[AIM OF THE TASK] Without the pictures, output the lines of the material from the very first through the one that holds "text-center text-[35px] leading-[48px]".

[RECORDED INFORMATION]
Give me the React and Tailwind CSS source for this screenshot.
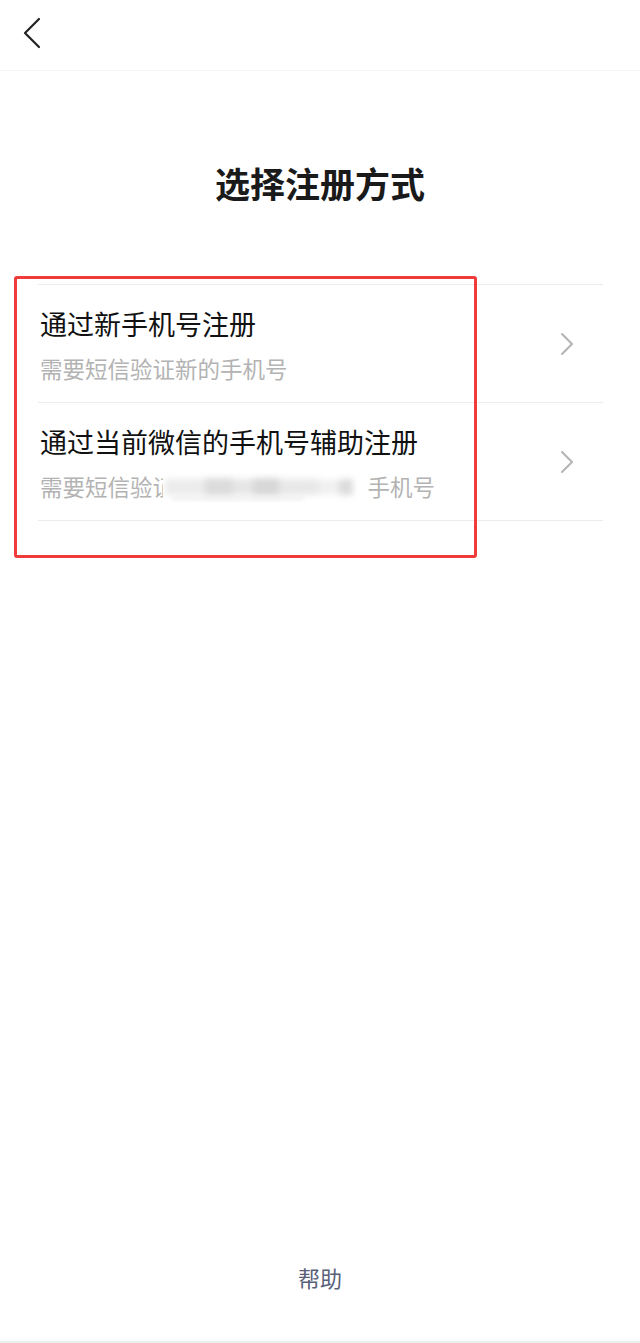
import React from "react";

const font = { fontFamily: '"Noto Sans CJK SC", "Noto Sans", sans-serif' };

function Chevron() {
  return (
    <svg width="14" height="24" viewBox="0 0 14 24" className="shrink-0">
      <path d="M2 2 L12 12 L2 22" fill="none" stroke="#b4b4b4" strokeWidth="2" strokeLinecap="round" strokeLinejoin="round" />
    </svg>
  );
}

export default function App() {
  return (
    <div className="relative min-h-[1343px] w-[640px] bg-white flex flex-col font-['Noto_Sans_CJK_SC','Noto_Sans',sans-serif]" style={font}>
      {/* header */}
      <div className="h-[71px] border-b border-[#f4f4f4] flex items-center">
        <svg width="20" height="32" viewBox="0 0 20 32" className="ml-[22px] -mt-[5px]">
          <path d="M17 2 L3 16 L17 30" fill="none" stroke="#222" strokeWidth="2.2" strokeLinecap="round" strokeLinejoin="round" />
        </svg>
      </div>

      <h1 className="mt-[88px] text-center text-[35px] leading-[48px] font-bold text-[#1a1a1a]">选择注册方式</h1>

      <div className="mt-[77px] ml-[38px] mr-[37px] border-t border-[#ececec]">
        <div className="flex items-center border-b border-[#ececec]">
          <div className="flex-1 pl-[2px] pt-[21px] pb-[18px]">
            <div className="text-[27px] leading-[36px] text-[#111]">通过新手机号注册</div>
            <div className="mt-[11px] text-[22.5px] leading-[31px] text-[#b3b3b3]">需要短信验证新的手机号</div>
          </div>
          <div className="mr-[29px] mt-[1px]"><Chevron /></div>
        </div>
        <div className="flex items-center border-b border-[#ececec]">
          <div className="flex-1 pl-[2px] pt-[21px] pb-[18px]">
            <div className="text-[27px] leading-[36px] text-[#111]">通过当前微信的手机号辅助注册</div>
            <div className="mt-[11px] text-[22.5px] leading-[31px] text-[#b3b3b3] flex items-center whitespace-nowrap">
              <span>需要短信验</span>
              <span className="relative inline-block w-[215px] h-[31px] overflow-hidden">
                <span className="absolute left-0 top-0">证</span>
                <span className="absolute left-[10px] top-[0px] w-[205px] h-[31px] bg-white"></span>
                <span className="absolute left-[12px] top-[6px] h-[20px] blur-[3px] flex items-center">
                  <span className="w-[40px] h-[16px] bg-[#ececec]"></span>
                  <span className="w-[28px] h-[18px] bg-[#dcdcdc]"></span>
                  <span className="w-[20px] h-[16px] bg-[#e6e6e6]"></span>
                  <span className="w-[26px] h-[18px] bg-[#d8d8d8]"></span>
                  <span className="w-[40px] h-[16px] bg-[#e8e8e8]"></span>
                  <span className="w-[20px] h-[14px] bg-[#f0f0f0]"></span>
                  <span className="w-[14px] h-[16px] bg-[#dcdcdc]"></span>
                </span>
                <span className="absolute left-[20px] top-[25px] w-[130px] h-[4px] bg-[#eeeeee] blur-[2px]"></span>
              </span>
              <span>手机号</span>
            </div>
          </div>
          <div className="mr-[29px] mt-[1px]"><Chevron /></div>
        </div>
      </div>

      <div className="flex-1" />

      <div className="text-center text-[22px] leading-[30px] text-[#586079] pb-[49px] border-b-2 border-[#efefef]">帮助</div>

      {/* red annotation box */}
      <div className="absolute left-[14px] top-[276px] w-[463px] h-[282px] border-[3px] border-[#f03b3b] rounded-[3px] pointer-events-none" />
    </div>
  );
}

[THE COMPLETED TASK]
Give me the React and Tailwind CSS source for this screenshot.
import React from "react";

const font = { fontFamily: '"Noto Sans CJK SC", "Noto Sans", sans-serif' };

function Chevron() {
  return (
    <svg width="14" height="24" viewBox="0 0 14 24" className="shrink-0">
      <path d="M2 2 L12 12 L2 22" fill="none" stroke="#b4b4b4" strokeWidth="2" strokeLinecap="round" strokeLinejoin="round" />
    </svg>
  );
}

export default function App() {
  return (
    <div className="relative min-h-[1343px] w-[640px] bg-white flex flex-col font-['Noto_Sans_CJK_SC','Noto_Sans',sans-serif]" style={font}>
      {/* header */}
      <div className="h-[71px] border-b border-[#f4f4f4] flex items-center">
        <svg width="20" height="32" viewBox="0 0 20 32" className="ml-[22px] -mt-[5px]">
          <path d="M17 2 L3 16 L17 30" fill="none" stroke="#222" strokeWidth="2.2" strokeLinecap="round" strokeLinejoin="round" />
        </svg>
      </div>

      <h1 className="mt-[88px] text-center text-[35px] leading-[48px] font-bold text-[#1a1a1a]">选择注册方式</h1>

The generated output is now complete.